If that was the case, it’s likely that the average buying age would spike.

  • The average age of a first-time buyer in the UK is currently 34 – already 6 years older than it was in 2007.
  • The average deposit placed by a first-time buyer in 2019 was an eye-watering £46,200.

With the price of living rising and salary inflation lagging behind, this is a sum that is almost completely unattainable for most people in their 20s, without significant financial support.

four out of five landlords plan to keep their investments in the family

But should Baby Boomers support? 

Well, yes.

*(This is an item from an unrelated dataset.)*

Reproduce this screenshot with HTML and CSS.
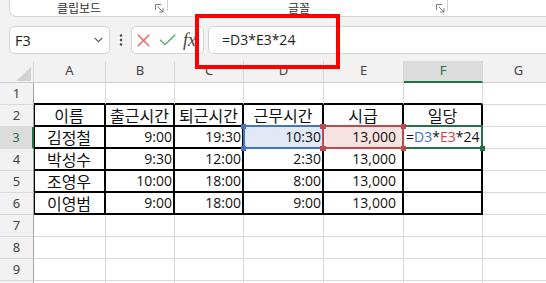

While Baby Boomers may claim they had it just as hard as Millennials and Gen Z do today, the fact remains that Baby Boomers benefited from free education, stable jobs in thriving industries and affordable homes.

In 1966 the prices were very different :

  • The average UK household income was £891 per year
  • The average UK house price was £2,006

Compared to 2020 when :

  • The average UK income was just £29,900
  • The average house price rocketed to £255,000

That’s not accounting for two economic recessions in the last twenty years, as well as crippling student debt and a rising cost of living. 

While celebrities like Craig and Ramsey have the luxury of considering inheritance distasteful, it’s not something most of us can look down our noses at. If older generations want to make sure that their children are financially secure, it looks like the Bank of Mum and Dad is here to stay. 

While Daniel Craig has the philanthropic desire to follow in the footsteps of Andrew Carnegie, for Baby Boomers and Millennials – charity will have to start at home.